### The task:
Copy out each line of the listing that has the word "index" in it.

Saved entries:
──────

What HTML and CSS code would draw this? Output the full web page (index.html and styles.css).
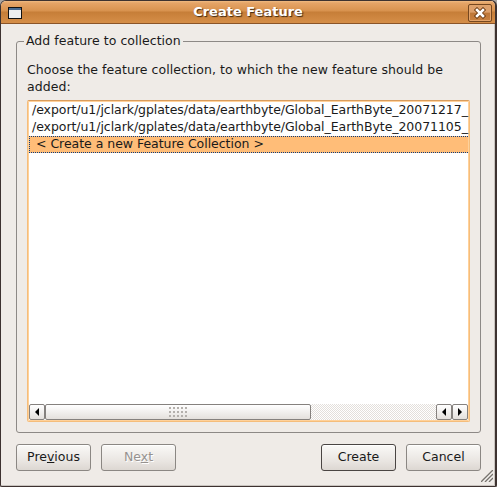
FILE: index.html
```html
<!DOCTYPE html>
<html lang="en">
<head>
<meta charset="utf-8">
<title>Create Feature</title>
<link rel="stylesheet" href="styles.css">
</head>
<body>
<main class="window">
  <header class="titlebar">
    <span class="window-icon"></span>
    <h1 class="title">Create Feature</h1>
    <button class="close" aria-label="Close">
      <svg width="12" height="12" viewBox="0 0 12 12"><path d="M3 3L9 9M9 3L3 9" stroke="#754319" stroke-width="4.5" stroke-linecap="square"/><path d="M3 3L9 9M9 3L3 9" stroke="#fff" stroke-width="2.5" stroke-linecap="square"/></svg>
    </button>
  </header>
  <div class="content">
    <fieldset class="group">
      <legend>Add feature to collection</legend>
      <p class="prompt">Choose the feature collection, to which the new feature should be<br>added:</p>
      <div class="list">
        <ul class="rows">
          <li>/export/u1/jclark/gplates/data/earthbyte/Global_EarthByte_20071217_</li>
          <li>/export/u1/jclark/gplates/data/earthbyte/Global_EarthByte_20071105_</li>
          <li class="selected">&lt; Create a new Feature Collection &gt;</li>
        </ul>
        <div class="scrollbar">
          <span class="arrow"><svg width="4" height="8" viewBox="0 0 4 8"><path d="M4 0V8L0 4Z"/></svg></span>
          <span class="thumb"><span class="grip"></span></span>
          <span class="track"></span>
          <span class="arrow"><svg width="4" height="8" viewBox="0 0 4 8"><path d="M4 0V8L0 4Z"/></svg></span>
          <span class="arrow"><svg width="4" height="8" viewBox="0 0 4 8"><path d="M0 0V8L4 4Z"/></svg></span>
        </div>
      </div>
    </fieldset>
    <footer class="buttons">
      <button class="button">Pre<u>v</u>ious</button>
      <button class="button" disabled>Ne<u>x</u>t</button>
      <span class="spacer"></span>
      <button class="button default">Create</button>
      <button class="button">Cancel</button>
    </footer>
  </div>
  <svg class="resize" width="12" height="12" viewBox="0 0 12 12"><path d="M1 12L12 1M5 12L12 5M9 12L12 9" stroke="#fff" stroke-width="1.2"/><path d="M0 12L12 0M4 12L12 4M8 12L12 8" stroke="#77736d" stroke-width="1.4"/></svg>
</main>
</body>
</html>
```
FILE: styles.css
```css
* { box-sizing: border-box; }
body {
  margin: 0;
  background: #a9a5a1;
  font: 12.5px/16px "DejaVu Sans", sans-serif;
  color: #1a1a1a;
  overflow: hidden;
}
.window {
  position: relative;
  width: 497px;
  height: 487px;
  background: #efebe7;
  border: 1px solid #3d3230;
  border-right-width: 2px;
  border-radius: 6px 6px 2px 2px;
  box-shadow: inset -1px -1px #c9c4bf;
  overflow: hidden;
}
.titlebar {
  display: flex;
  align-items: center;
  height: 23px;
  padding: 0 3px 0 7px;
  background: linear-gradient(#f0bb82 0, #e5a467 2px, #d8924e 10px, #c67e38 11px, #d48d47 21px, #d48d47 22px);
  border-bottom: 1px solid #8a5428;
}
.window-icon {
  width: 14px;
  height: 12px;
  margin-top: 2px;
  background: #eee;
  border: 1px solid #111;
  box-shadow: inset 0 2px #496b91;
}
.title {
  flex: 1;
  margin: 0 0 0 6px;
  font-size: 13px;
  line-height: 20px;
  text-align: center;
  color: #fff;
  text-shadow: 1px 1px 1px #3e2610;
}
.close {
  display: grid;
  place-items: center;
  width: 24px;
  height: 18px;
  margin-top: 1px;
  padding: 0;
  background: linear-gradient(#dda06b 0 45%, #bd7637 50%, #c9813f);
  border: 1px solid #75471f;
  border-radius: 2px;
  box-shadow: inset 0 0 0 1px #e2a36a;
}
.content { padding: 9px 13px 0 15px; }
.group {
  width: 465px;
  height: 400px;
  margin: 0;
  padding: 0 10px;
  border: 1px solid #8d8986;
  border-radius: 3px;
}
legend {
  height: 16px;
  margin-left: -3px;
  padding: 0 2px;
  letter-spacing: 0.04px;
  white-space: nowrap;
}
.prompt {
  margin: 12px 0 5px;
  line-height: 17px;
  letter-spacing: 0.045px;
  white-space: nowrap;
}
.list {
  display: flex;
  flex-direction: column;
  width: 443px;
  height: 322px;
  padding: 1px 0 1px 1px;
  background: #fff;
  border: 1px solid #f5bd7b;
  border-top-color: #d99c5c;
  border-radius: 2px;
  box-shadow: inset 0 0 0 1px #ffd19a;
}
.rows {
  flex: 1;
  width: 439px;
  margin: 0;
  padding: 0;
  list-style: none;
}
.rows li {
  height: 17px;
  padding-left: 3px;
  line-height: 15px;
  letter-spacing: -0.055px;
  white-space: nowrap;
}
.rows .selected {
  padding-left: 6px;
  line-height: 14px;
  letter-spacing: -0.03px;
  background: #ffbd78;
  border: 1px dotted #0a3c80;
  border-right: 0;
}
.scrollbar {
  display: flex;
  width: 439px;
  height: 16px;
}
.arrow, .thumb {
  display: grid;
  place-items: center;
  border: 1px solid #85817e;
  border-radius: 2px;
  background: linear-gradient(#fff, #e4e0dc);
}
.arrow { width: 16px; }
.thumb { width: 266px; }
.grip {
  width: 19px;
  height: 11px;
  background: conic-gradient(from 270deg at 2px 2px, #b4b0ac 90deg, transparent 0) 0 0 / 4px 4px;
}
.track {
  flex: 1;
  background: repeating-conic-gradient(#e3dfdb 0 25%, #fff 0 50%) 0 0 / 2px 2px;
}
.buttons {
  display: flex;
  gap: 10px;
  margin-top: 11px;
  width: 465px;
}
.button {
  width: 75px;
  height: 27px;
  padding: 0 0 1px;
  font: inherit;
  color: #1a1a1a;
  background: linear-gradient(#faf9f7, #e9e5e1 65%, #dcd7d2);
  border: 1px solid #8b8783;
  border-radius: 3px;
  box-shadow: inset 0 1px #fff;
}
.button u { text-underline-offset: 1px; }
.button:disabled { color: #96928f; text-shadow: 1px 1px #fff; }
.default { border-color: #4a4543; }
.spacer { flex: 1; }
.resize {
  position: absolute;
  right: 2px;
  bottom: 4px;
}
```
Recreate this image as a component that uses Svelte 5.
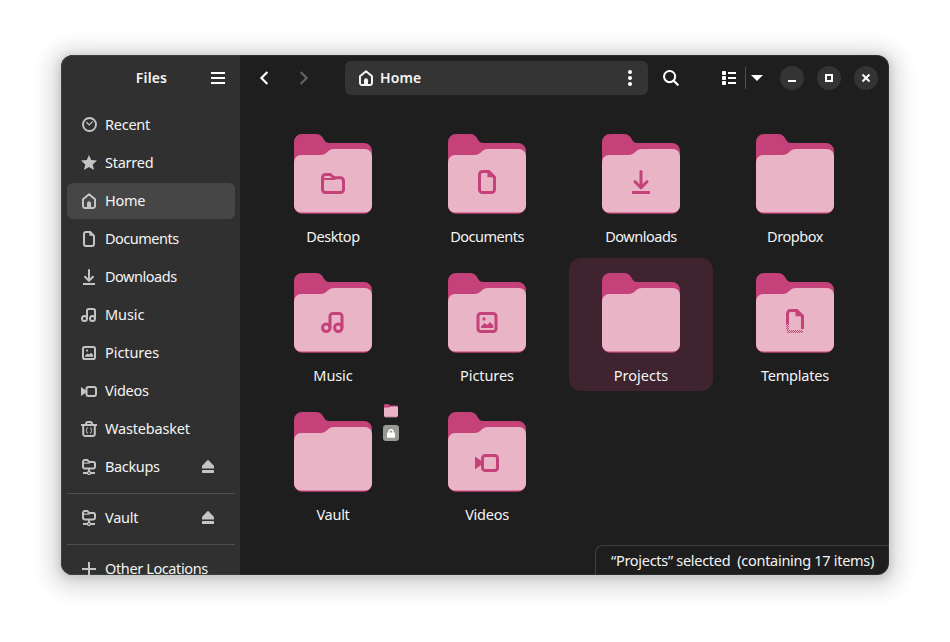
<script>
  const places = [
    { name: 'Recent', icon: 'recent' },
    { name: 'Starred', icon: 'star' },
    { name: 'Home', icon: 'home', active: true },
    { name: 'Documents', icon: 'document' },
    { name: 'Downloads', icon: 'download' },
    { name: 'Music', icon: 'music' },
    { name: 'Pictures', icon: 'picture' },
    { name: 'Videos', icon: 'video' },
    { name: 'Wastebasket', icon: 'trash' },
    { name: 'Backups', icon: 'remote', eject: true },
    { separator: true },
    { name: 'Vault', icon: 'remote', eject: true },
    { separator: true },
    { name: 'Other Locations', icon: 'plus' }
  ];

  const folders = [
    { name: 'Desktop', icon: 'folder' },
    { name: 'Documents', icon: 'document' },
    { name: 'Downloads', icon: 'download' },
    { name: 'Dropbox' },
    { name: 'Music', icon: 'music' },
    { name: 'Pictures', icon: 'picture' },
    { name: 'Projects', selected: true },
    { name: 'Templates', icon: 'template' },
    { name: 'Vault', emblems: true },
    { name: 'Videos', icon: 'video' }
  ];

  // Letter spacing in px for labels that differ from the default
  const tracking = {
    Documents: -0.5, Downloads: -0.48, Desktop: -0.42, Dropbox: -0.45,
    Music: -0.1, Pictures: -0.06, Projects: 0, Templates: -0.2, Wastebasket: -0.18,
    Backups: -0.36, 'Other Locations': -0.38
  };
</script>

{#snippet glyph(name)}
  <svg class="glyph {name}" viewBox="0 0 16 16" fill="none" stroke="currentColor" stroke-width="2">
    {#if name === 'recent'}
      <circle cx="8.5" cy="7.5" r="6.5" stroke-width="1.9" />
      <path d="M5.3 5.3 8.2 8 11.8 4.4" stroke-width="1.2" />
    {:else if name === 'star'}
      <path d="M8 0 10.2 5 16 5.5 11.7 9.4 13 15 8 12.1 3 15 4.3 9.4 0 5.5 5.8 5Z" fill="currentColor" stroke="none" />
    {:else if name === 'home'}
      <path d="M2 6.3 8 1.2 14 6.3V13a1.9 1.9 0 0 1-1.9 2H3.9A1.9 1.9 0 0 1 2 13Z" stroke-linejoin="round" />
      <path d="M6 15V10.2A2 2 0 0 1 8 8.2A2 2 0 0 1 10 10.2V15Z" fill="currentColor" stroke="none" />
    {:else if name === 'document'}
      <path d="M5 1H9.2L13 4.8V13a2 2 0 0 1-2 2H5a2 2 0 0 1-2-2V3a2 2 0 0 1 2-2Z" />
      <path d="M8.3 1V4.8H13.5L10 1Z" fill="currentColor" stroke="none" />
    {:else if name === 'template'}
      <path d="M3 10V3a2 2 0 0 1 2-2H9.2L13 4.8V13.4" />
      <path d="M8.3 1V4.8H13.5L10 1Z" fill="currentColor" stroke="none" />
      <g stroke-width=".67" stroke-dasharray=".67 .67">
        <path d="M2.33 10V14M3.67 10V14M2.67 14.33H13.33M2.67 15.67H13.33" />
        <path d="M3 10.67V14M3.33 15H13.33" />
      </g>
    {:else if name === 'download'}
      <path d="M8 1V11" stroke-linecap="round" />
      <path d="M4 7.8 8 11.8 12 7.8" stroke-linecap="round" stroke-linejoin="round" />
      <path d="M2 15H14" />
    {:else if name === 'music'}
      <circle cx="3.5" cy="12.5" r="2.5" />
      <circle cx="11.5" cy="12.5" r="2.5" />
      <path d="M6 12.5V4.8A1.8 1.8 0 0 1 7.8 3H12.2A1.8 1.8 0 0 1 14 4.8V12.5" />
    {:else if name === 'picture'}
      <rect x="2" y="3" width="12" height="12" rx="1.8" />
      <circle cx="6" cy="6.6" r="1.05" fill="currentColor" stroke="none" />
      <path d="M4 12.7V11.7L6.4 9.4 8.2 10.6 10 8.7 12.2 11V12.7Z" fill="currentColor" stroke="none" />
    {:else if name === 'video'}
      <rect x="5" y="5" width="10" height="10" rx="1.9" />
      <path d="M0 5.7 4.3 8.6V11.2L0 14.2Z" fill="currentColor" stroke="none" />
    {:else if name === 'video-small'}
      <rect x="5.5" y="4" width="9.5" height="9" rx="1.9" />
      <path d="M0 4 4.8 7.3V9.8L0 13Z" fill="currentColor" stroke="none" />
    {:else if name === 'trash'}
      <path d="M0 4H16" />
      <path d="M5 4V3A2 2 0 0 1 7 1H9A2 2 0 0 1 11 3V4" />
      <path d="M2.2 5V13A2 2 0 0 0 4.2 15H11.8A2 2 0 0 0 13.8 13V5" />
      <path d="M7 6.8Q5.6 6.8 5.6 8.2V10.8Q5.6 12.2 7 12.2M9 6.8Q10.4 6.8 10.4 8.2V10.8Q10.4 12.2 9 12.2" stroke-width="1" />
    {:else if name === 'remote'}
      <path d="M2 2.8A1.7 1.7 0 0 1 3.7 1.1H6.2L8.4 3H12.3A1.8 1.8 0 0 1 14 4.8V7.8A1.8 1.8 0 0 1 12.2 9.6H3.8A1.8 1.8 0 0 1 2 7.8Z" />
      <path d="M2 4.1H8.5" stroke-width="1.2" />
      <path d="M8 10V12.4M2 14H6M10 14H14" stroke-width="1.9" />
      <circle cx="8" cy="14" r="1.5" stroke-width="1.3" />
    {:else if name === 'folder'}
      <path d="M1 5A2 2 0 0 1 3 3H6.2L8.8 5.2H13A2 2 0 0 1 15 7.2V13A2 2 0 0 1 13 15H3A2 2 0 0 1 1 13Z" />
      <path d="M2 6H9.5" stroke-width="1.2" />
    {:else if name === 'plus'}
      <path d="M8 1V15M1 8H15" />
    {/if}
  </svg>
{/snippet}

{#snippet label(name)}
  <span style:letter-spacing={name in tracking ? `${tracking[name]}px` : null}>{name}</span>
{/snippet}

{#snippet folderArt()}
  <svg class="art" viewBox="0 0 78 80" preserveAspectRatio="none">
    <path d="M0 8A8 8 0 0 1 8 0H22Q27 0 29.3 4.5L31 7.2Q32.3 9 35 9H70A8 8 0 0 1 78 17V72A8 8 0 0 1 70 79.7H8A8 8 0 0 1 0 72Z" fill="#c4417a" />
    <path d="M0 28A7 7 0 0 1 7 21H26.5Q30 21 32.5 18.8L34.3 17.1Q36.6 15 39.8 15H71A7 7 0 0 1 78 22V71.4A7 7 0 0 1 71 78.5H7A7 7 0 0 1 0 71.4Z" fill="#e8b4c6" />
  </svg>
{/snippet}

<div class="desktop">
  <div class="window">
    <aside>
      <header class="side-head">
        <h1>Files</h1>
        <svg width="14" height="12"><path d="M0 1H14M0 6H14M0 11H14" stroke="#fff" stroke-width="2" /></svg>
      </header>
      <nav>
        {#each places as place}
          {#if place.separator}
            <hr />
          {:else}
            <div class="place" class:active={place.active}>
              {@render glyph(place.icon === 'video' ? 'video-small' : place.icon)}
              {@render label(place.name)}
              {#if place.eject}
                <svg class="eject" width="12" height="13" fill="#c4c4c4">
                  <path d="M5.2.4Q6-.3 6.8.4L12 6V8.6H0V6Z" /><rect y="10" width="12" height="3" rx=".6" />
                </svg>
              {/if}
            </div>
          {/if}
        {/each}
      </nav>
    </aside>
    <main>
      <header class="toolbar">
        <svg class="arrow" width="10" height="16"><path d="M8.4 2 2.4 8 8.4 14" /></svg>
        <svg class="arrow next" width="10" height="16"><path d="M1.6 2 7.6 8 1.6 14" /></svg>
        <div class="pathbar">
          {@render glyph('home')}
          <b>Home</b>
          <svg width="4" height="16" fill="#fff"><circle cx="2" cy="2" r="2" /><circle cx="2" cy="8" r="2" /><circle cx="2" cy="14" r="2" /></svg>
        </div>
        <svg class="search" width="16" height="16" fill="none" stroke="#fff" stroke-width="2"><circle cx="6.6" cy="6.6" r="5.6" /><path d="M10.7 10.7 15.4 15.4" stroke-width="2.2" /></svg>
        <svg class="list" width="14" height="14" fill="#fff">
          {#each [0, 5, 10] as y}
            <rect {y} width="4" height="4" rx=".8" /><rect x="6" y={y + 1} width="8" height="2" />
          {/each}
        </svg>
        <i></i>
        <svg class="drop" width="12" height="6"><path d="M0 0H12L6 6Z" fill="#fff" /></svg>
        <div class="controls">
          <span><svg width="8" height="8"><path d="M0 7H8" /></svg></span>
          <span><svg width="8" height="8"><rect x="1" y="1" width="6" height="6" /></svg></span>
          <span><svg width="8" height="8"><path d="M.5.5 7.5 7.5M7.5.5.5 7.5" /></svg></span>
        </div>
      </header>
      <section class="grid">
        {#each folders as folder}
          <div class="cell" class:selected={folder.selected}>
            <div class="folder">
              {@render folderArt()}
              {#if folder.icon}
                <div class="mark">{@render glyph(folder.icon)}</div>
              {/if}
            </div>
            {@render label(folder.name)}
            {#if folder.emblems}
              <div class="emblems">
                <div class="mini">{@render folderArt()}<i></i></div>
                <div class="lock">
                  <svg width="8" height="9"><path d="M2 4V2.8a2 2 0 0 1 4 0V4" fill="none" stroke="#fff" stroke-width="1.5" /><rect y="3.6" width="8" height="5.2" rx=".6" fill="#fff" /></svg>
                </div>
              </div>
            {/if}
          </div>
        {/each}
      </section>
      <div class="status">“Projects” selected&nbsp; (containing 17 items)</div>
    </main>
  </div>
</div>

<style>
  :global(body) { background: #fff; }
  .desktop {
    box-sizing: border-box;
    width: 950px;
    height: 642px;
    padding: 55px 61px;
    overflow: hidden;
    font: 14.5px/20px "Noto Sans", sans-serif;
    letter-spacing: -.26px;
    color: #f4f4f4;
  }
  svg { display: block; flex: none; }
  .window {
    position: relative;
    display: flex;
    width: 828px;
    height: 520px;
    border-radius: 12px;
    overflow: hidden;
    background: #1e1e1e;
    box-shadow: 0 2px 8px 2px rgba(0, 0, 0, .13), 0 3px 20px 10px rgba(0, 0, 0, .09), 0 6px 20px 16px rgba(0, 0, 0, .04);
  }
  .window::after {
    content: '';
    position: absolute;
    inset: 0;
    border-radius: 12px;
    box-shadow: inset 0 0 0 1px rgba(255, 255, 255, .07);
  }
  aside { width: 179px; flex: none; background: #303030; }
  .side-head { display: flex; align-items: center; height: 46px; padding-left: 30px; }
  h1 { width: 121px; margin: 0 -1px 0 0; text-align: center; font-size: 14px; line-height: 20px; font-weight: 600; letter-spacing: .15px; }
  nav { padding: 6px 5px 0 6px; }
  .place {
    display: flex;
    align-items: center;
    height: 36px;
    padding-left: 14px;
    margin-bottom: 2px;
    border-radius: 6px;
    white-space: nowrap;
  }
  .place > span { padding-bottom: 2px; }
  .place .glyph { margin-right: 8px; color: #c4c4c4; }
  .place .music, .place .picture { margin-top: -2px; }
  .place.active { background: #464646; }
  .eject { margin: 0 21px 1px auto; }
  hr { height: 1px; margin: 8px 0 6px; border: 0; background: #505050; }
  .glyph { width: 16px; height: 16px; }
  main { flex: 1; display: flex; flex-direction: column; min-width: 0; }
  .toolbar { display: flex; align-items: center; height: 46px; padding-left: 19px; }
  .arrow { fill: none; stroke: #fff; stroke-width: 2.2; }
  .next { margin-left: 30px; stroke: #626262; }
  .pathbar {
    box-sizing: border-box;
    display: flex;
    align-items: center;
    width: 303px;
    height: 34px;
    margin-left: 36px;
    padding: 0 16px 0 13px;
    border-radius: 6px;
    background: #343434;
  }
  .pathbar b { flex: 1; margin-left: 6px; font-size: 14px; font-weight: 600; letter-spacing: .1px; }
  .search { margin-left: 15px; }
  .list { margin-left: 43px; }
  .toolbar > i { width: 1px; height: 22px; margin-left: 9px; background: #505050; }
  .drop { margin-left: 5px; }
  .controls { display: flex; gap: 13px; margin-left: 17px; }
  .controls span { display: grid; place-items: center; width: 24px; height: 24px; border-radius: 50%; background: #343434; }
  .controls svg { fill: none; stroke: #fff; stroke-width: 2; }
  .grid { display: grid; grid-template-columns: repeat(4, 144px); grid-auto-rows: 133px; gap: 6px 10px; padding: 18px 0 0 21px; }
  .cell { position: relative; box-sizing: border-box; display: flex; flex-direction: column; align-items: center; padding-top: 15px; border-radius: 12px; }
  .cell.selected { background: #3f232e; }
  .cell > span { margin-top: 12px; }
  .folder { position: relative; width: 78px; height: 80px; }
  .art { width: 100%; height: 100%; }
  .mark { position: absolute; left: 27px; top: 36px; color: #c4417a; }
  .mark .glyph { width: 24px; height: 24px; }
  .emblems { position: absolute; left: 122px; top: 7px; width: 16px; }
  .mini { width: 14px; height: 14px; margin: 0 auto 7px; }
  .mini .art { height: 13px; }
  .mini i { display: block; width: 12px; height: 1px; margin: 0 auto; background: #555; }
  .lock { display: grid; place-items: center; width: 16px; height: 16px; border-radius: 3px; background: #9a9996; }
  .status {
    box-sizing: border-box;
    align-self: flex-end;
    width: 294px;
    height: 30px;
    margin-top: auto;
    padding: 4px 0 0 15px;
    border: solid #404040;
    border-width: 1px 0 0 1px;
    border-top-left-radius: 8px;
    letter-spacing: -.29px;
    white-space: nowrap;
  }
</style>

──────

### Response to this task:
What HTML and CSS code would draw this? Output the full web page (index.html and styles.css).
FILE: index.html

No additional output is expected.